The cast doesn't get any more Great Canadian® than this, and when you add a
few British super actors you are bound to have something worthy of
attention. Based on the beloved Carol Shield's novel of the same name,
Republic of Love is not so much a great film as a rich experiment in
literary adaptation with a strong directorial hand. At the center of this
story is the yummy actor Bruce Greenwood playing a three-time divorced
romantic whose life is changed when he falls for an artsy type (Emilia Fox).
Bonus points: she is an expert on mermaids. Can it get better than this? But
into this explosively delicious new relationship a little darkness must
fall, and the drama then twists like a fishtail on the tensions occasioned by
unpredictable turns. Mehta is a fine director (Bollywood/Hollywood) with a
daunting challenge - that is, transforming an accomplished novel by a
cherished novelist into the stuff that screens are made of. It's not a
perfectly executed act but it is stunningly beautiful and full of the kinds
of well-acted performances you want your favourite fictional characters to
April 1 Gaz Bar Blues
(Canada 2003) 115 min.
English sub-titles. [IMAGE]
Directed by Louis Bélanger.
With Réal Bossé, Gaston Caron, Sébastian Delorme, et al.

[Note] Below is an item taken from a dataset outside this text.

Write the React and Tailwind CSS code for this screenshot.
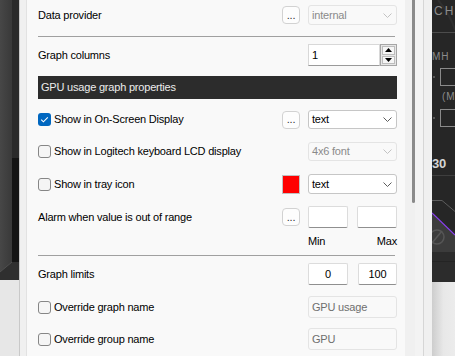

Recently reviewed with glowing critical approval, this gentle comedy
perfectly captures life on the run. More precisely, it captures life at the
pump. Set in a small traditional Quebec town, the kind you drive through on
the way to Montreal, the movie is all about the gas/gaz station and the
family that manages it. The 'Boss' has three sons, each with his own
attitude and dream. Rejean resents working the pumps and longs to be a
photographer. Guy has equally arty notions about himself, yearning to make
music. The youngest, Alain, simply wants to be a man. Life has its gentle
rhythms; townspeople come and go to fill 'er up and chat about anything and
everyone. Their dialogue, fueled by nicotine, is familiar and hilarious. But
nothing stays the same: the kids age and get restless, the pace of life
accelerates, computers threaten to transform the local operation, and the
family patriarch must cope with modernity whether he wants to or not.
Critics love this film because it shows so effectively how a small-town
focus can be about universal experience It takes a clever director, a good
script, and great sense of the important daily details to produce such an
effect. Gaz Bar Blues is a model of independent filmmaking; perfectly
executed entertainment for the thinking auto mechanic.

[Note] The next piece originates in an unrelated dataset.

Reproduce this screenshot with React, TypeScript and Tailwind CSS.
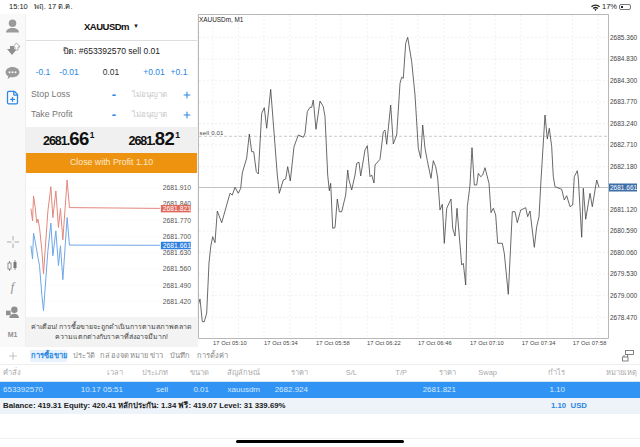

April 8 Les Triplettes de Belleville
(France/Belgium/Canada/UK 2003), 81 min.
Directed by Sylvain Chomet.
With the voices of Michelle Caucheteux, Jean-Claude Donda, Michel Robin,
Monica Viegas, Beatrice Bonifassi and Charles Prevost Linton.
Nothing less than an international sensation, a tour
de force of animation that breaks the mould, The Triplets of Belleville is a
masterpiece. Sure there's a plot, something involving a French cyclist named
Champion who is abducted by a gang of mobsters, but it's all about the
telling, not the story. The cyclist's grandmother, the brazen Madame Souza,
seeks to rescue her grandson with the force of a hurricane. With her beloved
dog Bruno and the three titular singing sisters by her side, Souza sets out
to satisfy a heroic quest. There is hardly any dialogue -this ain't no
Nemo-- but there is movement, movement, movement. There is also serious
location, location, location and attendant social realism, astonishing for
an animated film with such fantastic happenings. Madame Souza and Champion
are working class and their lives are informed by small needs and big
dreams. But what really elevates this film to the circles of Oscar-worthy
attention is the cinematic exuberance of it all. That said, the style is
impossible to describe. We have never seen anything remotely like this in
all its magical, haunting, grotesque, dark, comic, melancholy, spooky,
gorgeous fullness, and on the big screen it will simply blow your mind.
Fasten your dentures: Les Triplettes de Belleville is a wild wild ride.